(Front-end source files)
* * * * * * *
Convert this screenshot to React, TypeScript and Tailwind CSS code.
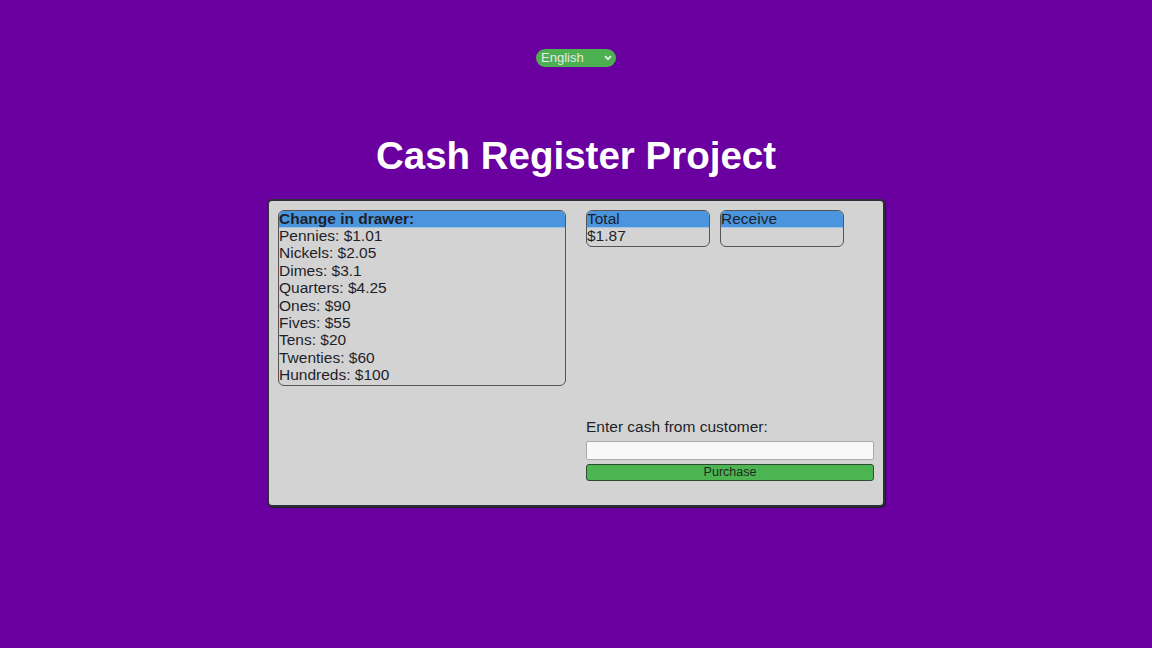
import React from "react";

const items = [
  "Pennies: $1.01",
  "Nickels: $2.05",
  "Dimes: $3.1",
  "Quarters: $4.25",
  "Ones: $90",
  "Fives: $55",
  "Tens: $20",
  "Twenties: $60",
  "Hundreds: $100",
];

export default function App() {
  return (
    <div
      className="w-[1152px] h-[648px] bg-[#6a009f] flex flex-col items-center pt-[49px]"
      style={{ fontFamily: '"Liberation Sans", Arial, sans-serif' }}
    >
      <div className="relative w-[80px] h-[18px] rounded-full bg-[#4caf50] flex items-center pl-[5px]">
        <span className="text-[13px] leading-[18px] text-[#e8e8e8]">English</span>
        <svg className="absolute right-[4px] top-[6px]" width="8" height="6" viewBox="0 0 8 6">
          <path d="M1 1.2 L4 4.2 L7 1.2" fill="none" stroke="#eeeeee" strokeWidth="1.8" />
        </svg>
      </div>

      <h1 className="mt-[67px] text-[38.5px] leading-[44px] font-bold text-white">
        Cash Register Project
      </h1>

      <div className="mt-[21px] w-[618px] h-[308px] bg-[#d3d3d3] border-2 border-[#2e2e3a] rounded-[5px] shadow-[1px_1px_0_#1e1e2a] flex gap-[20px] pt-[9px] pl-[9px] text-[15.5px] leading-[17.4px] text-[#1f1f2a]">
        <div className="w-[288px] h-[176px] border border-[#555] rounded-[6px] overflow-hidden">
          <div className="bg-[#4a95dd] font-bold h-[17px] leading-[15px] border-b border-[#9cc4ea]">
            Change in drawer:
          </div>
          {items.map((t) => (
            <div key={t} className="h-[17.4px] leading-[16px]">
              {t}
            </div>
          ))}
        </div>

        <div className="w-[288px] h-[271px] flex flex-col justify-between">
          <div className="flex gap-[10px]">
            <div className="w-[124px] h-[37px] border border-[#555] rounded-[6px] overflow-hidden">
              <div className="bg-[#4a95dd] h-[17px] leading-[15px] border-b border-[#9cc4ea]">Total</div>
              <div className="leading-[16px]">$1.87</div>
            </div>
            <div className="w-[124px] h-[37px] border border-[#555] rounded-[6px] overflow-hidden">
              <div className="bg-[#4a95dd] h-[17px] leading-[15px] border-b border-[#9cc4ea]">Receive</div>
            </div>
          </div>

          <div className="flex flex-col">
            <label className="leading-[18px] mb-[5px]">Enter cash from customer:</label>
            <input
              className="w-[288px] h-[19px] bg-[#f8f8f8] border border-[#aaa] rounded-[2px] outline-none"
              type="text"
            />
            <button className="mt-[4px] w-[288px] h-[17px] bg-[#4cb552] border border-[#2e4a30] rounded-[3px] text-[12.5px] leading-[15px] text-[#1f2a1f]">
              Purchase
            </button>
          </div>
        </div>
      </div>
    </div>
  );
}
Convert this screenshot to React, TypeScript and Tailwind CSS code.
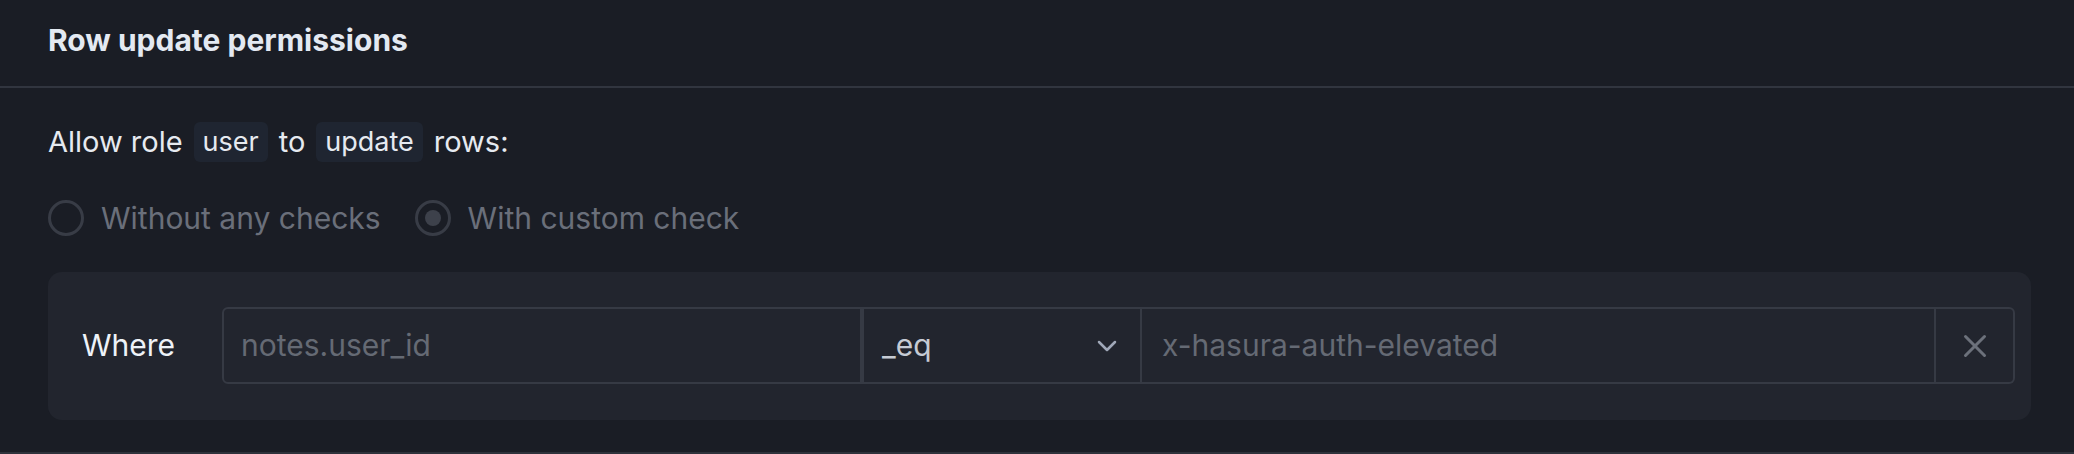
* * * * * * *
Prompt →
Nothing in the entries should change as you copy them, except that the pictures are left out.

Result →
Convert this screenshot to React, TypeScript and Tailwind CSS code.
import React from "react";

const items = [
  "Pennies: $1.01",
  "Nickels: $2.05",
  "Dimes: $3.1",
  "Quarters: $4.25",
  "Ones: $90",
  "Fives: $55",
  "Tens: $20",
  "Twenties: $60",
  "Hundreds: $100",
];

export default function App() {
  return (
    <div
      className="w-[1152px] h-[648px] bg-[#6a009f] flex flex-col items-center pt-[49px]"
      style={{ fontFamily: '"Liberation Sans", Arial, sans-serif' }}
    >
      <div className="relative w-[80px] h-[18px] rounded-full bg-[#4caf50] flex items-center pl-[5px]">
        <span className="text-[13px] leading-[18px] text-[#e8e8e8]">English</span>
        <svg className="absolute right-[4px] top-[6px]" width="8" height="6" viewBox="0 0 8 6">
          <path d="M1 1.2 L4 4.2 L7 1.2" fill="none" stroke="#eeeeee" strokeWidth="1.8" />
        </svg>
      </div>

      <h1 className="mt-[67px] text-[38.5px] leading-[44px] font-bold text-white">
        Cash Register Project
      </h1>

      <div className="mt-[21px] w-[618px] h-[308px] bg-[#d3d3d3] border-2 border-[#2e2e3a] rounded-[5px] shadow-[1px_1px_0_#1e1e2a] flex gap-[20px] pt-[9px] pl-[9px] text-[15.5px] leading-[17.4px] text-[#1f1f2a]">
        <div className="w-[288px] h-[176px] border border-[#555] rounded-[6px] overflow-hidden">
          <div className="bg-[#4a95dd] font-bold h-[17px] leading-[15px] border-b border-[#9cc4ea]">
            Change in drawer:
          </div>
          {items.map((t) => (
            <div key={t} className="h-[17.4px] leading-[16px]">
              {t}
            </div>
          ))}
        </div>

        <div className="w-[288px] h-[271px] flex flex-col justify-between">
          <div className="flex gap-[10px]">
            <div className="w-[124px] h-[37px] border border-[#555] rounded-[6px] overflow-hidden">
              <div className="bg-[#4a95dd] h-[17px] leading-[15px] border-b border-[#9cc4ea]">Total</div>
              <div className="leading-[16px]">$1.87</div>
            </div>
            <div className="w-[124px] h-[37px] border border-[#555] rounded-[6px] overflow-hidden">
              <div className="bg-[#4a95dd] h-[17px] leading-[15px] border-b border-[#9cc4ea]">Receive</div>
            </div>
          </div>

          <div className="flex flex-col">
            <label className="leading-[18px] mb-[5px]">Enter cash from customer:</label>
            <input
              className="w-[288px] h-[19px] bg-[#f8f8f8] border border-[#aaa] rounded-[2px] outline-none"
              type="text"
            />
            <button className="mt-[4px] w-[288px] h-[17px] bg-[#4cb552] border border-[#2e4a30] rounded-[3px] text-[12.5px] leading-[15px] text-[#1f2a1f]">
              Purchase
            </button>
          </div>
        </div>
      </div>
    </div>
  );
}
Convert this screenshot to React, TypeScript and Tailwind CSS code.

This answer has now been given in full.